Pourquoi ? Parce que les américains y sont très attachés et parce que les forces politiques se sont tellement inscrites et construites dans ce système qu’on les voit mal choisir l’incertitude d’un bouleversement des institutions.

Dit autrement, l’élection du Président par le biais d’un collège électoral, le poids d’un Sénat non représentatif, le renouvellement tous les deux ans de la Chambre des représentants, la compétence des états sur les lois électorales, autant de défauts parfaitement identifiés mais qui ont très peu de chances d’être corrigés.

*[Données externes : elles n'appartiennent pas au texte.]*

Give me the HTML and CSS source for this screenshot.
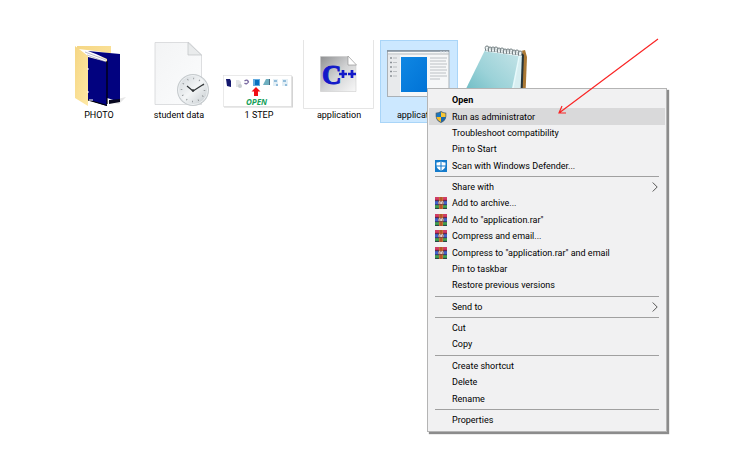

Pour autant, dans ce cadre contraint, il existe des marges de manœuvre qui peuvent être exploitées.

Cela concerne par exemple le système électoral : renforcement de l’encadrement fédéral des lois électorales ; recours (obligatoire ?) à des commissions bipartisanes ou indépendantes pour le découpage des circonscriptions électorales (ce qui permettrait de ne pas se reposer uniquement, pour corriger les abus, sur des contentieux à l’issue aléatoire et dépendante de juges eux-mêmes élus ou nommés par le pouvoir politique).

Un autre point permettrait d’inciter les américains à voter davantage pour la présidentielle : passer, dans tous les états, d’un système de « winner takes all »1Qui veut que le candidat arrivé en tête, même de quelques centaines de voix, remporte tous les grands électeurs. à un système de répartition des grands électeurs au prorata des voix obtenues par les candidats à la présidentielle. Dans des états gagnés d’avance, trop d’électeurs ne voient en effet pas l’intérêt d’aller voter si le nombre de grands électeurs affectés au vainqueur est le même que celui-ci recueille 55% ou 70% des voix. Cette évolution est d’ailleurs sérieusement envisagée dans quelques états.

Des aménagements des règles pourrait être aussi envisagées au Congrès (adaptation du filibuster en diminuant le nombre de votes nécessaires pour pouvoir inscrire un sujet à l‘ordre du jour du Sénat, qui passerait par exemple de 60 à 55 par exemple) ou à la Cour Suprême (limite d’âge ou durée maximum d’un mandat, règles d’éthiques, etc.).

Ces évolutions supposeraient évidemment un consensus politique, qui n’est peut-être pas totalement inenvisageable s’agissant des propositions qui viennent d’être évoquées, dès lors qu’elles sont débattues depuis déjà quelques temps et qu’aucune ne semble a priori de nature à favoriser un camp ou l’autre.

Une grande campagne d’éducation civique ? Impossible aux Etats-Unis !

Face à l’abstention massive et au piètre niveau de connaissance des institutions des américains ordinaires, on pourrait imaginer que soit lancé un effort sans précédent d’éducation civique (à l’école ou au travers de campagne d’information grand public) pour mieux expliquer le fonctionnement des institutions, l’importance des différents niveaux de compétence et de décision, etc., et, tant qu’à faire, pour lutter le conspirationnisme. 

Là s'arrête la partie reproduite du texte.